Do free products or gifted codes require the same disclosure as paid partnerships?

Yes. The FTC's 2024 guidance clarifies that any material benefit—including free products, discount codes, or affiliate commission—requires explicit disclosure. Payment amount does not determine disclosure obligation.

What happens if a creator discloses in comments instead of the main post?

That does not meet current FTC standards. Disclosure must appear in the primary feed or Stories where the endorsement occurs. Comment-only disclosure has led to FTC warnings and settlements.

Can brands be held liable for a creator's failure to disclose?

Yes. The FTC can name both the brand and creator in enforcement actions if the brand benefited from undisclosed advertising.

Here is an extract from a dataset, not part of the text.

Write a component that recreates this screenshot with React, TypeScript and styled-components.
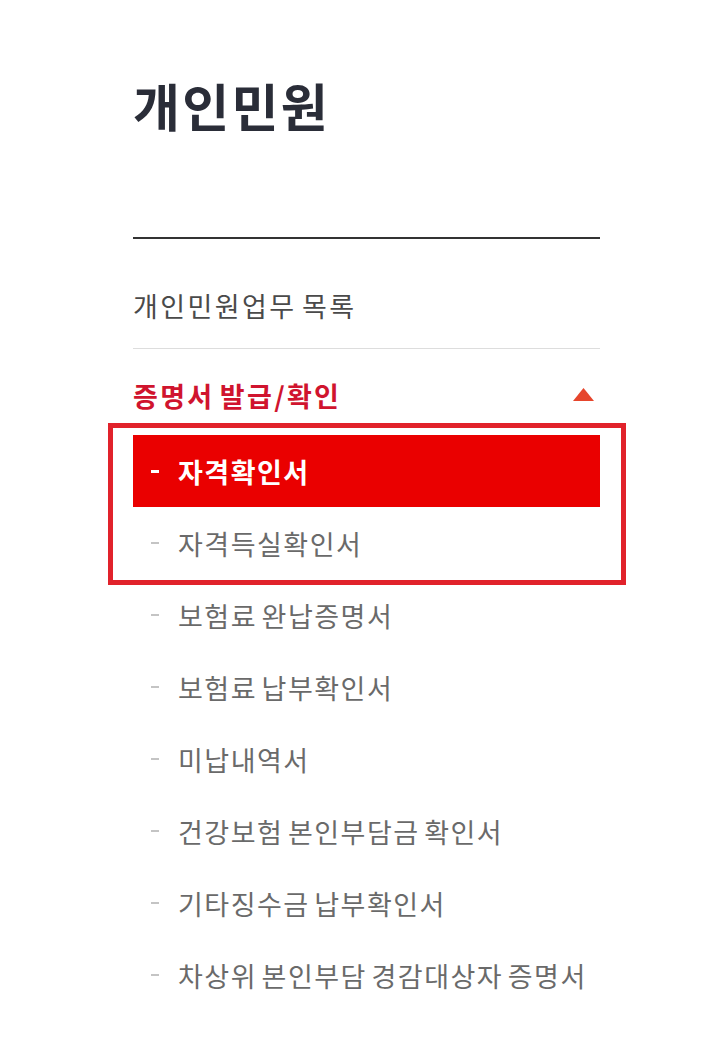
import styled, { createGlobalStyle } from "styled-components";

const GlobalStyle = createGlobalStyle`
  html, body {
    margin: 0;
    padding: 0;
    background: #fff;
  }
  body {
    font-family: "Noto Sans CJK KR", "Noto Sans", sans-serif;
  }
`;

const Page = styled.div`
  width: 714px;
  height: 1039px;
  padding: 70px 0 0 133px;
  box-sizing: border-box;
  background: #fff;
`;

const Side = styled.nav`
  width: 467px;
`;

const Title = styled.h2`
  margin: 0;
  font-size: 51px;
  line-height: 70px;
  font-weight: 700;
  color: #2a2d38;
  letter-spacing: 2.3px;
  padding-bottom: 97px;
  border-bottom: 2px solid #333;
`;

const TopLink = styled.div`
  padding: 50px 0 25px;
  font-size: 27px;
  line-height: 34px;
  color: #4a4a4a;
  letter-spacing: 2.4px;
  word-spacing: -3px;
  border-bottom: 1px solid #ddd;
`;

const GroupHead = styled.div`
  display: flex;
  align-items: center;
  justify-content: space-between;
  padding: 30px 6px 0 0;
  font-size: 27px;
  line-height: 34px;
  font-weight: 700;
  color: #d0142e;
  letter-spacing: 2.3px;
  word-spacing: -3px;

  & svg {
    margin-top: -4px;
  }
`;

const SubList = styled.ul`
  list-style: none;
  margin: 22px 0 0;
  padding: 0;
`;

const Marked = styled.div`
  position: relative;

  &::before {
    content: "";
    position: absolute;
    top: -12px;
    left: -25px;
    right: -26px;
    bottom: -6px;
    border: 5px solid #e1222b;
    pointer-events: none;
  }
`;

const Item = styled.li<{ $active?: boolean }>`
  display: flex;
  align-items: center;
  height: 72px;
  padding-left: 18px;
  font-size: 27px;
  letter-spacing: 1.5px;
  word-spacing: -3px;
  background: ${(p) => (p.$active ? "#ea0000" : "transparent")};
  color: ${(p) => (p.$active ? "#fff" : "#6a6a6a")};
  font-weight: ${(p) => (p.$active ? 700 : 400)};
`;

const Dash = styled.span<{ $active?: boolean }>`
  display: inline-block;
  width: 8px;
  height: ${(p) => (p.$active ? "3px" : "2px")};
  margin-right: 19px;
  background: ${(p) => (p.$active ? "#fff" : "#c4c4c4")};
`;

const items = [
  "보험료 완납증명서",
  "보험료 납부확인서",
  "미납내역서",
  "건강보험 본인부담금 확인서",
  "기타징수금 납부확인서",
  "차상위 본인부담 경감대상자 증명서",
];

export default function App() {
  return (
    <>
      <GlobalStyle />
      <Page>
        <Side>
          <Title>개인민원</Title>
          <TopLink>개인민원업무 목록</TopLink>
          <GroupHead>
            <span>증명서 발급/확인</span>
            <svg width="21" height="13" viewBox="0 0 21 13">
              <polygon points="10.5,0 21,13 0,13" fill="#e6452c" />
            </svg>
          </GroupHead>
          <SubList>
            <Marked>
              <Item $active>
                <Dash $active />
                자격확인서
              </Item>
              <Item>
                <Dash />
                자격득실확인서
              </Item>
            </Marked>
            {items.map((t) => (
              <Item key={t}>
                <Dash />
                {t}
              </Item>
            ))}
          </SubList>
        </Side>
      </Page>
    </>
  );
}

Contractual indemnification does not eliminate this risk.

Are nano-influencers (under 100k followers) exempt from disclosure rules?

No. The 2023 FTC settlement established that follower count does not exempt creators from disclosure requirements. All paid partnerships require disclosure regardless of creator size.

What's the difference between '#ad' and '#sponsored'?

Both are acceptable to the FTC if they're clear and conspicuous. Platform-native labels (Instagram's 'Paid Partnership' button) are now preferred because they're machine-readable and harder to miss.

How often should brands audit creator disclosures?

Best practice is within 48 hours of post publication. This gives time to request corrections before significant engagement occurs, reducing legal exposure.